Retomando a quarta lição, a Visibilidade, de Italo Calvino em Seis propostas para o próximo milénio, uma pedagogia da imaginação ‘icástica’ poderá potenciar o reconhecimento de aspetos que estão na génese dos textos clássicos: “a observação direta do mundo real, a transfiguração fantasmática e onírica, o mundo figurativo transmitido pela cultura aos seus vários níveis, e um processo de abstração, condensação e interiorização da experiência do sensível, de importância decisiva na visualização como na verbalização do pensamento.” (2006 [1990]: 114-115).
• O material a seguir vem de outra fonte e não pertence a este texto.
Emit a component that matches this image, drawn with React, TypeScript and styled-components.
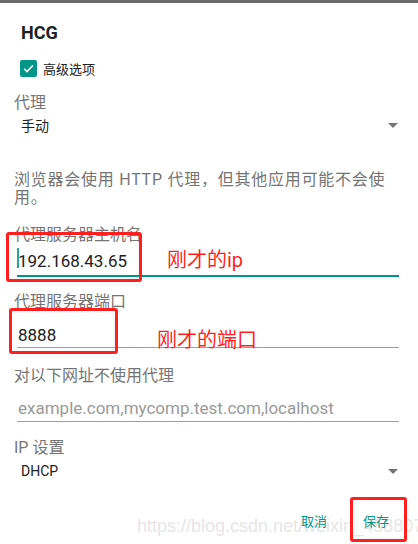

Sendo a memória sempre conjugada no presente, e a sua perceção, irredutivelmente, singular, é na redescoberta da intencionalidade da mensagem — “Pera porem as cousas em memoria/ Que merecerem ter eterna glória!” (VII, 82) — que a interpretação assume uma dimensão performativa intersubjetiva in perpetuum mobile. Dessa conversa entre leitores e a obra de Camões, situada num tempo e espaço específicos, emerge o que de mais profundo há nas práticas culturais: o discernimento de nexos exofóricos em que nos revemos ou de que nos distanciamos, que carece de tempo para não nos transformarmos em lotófagos.


Anabela Fernandes, Investigadora integrada do CEIS20, Co-coordenadora do Grupo de Investigação 7 - Humanidades Digitais e Professora Auxiliar na Faculdade de Letras da Universidade de Coimbra.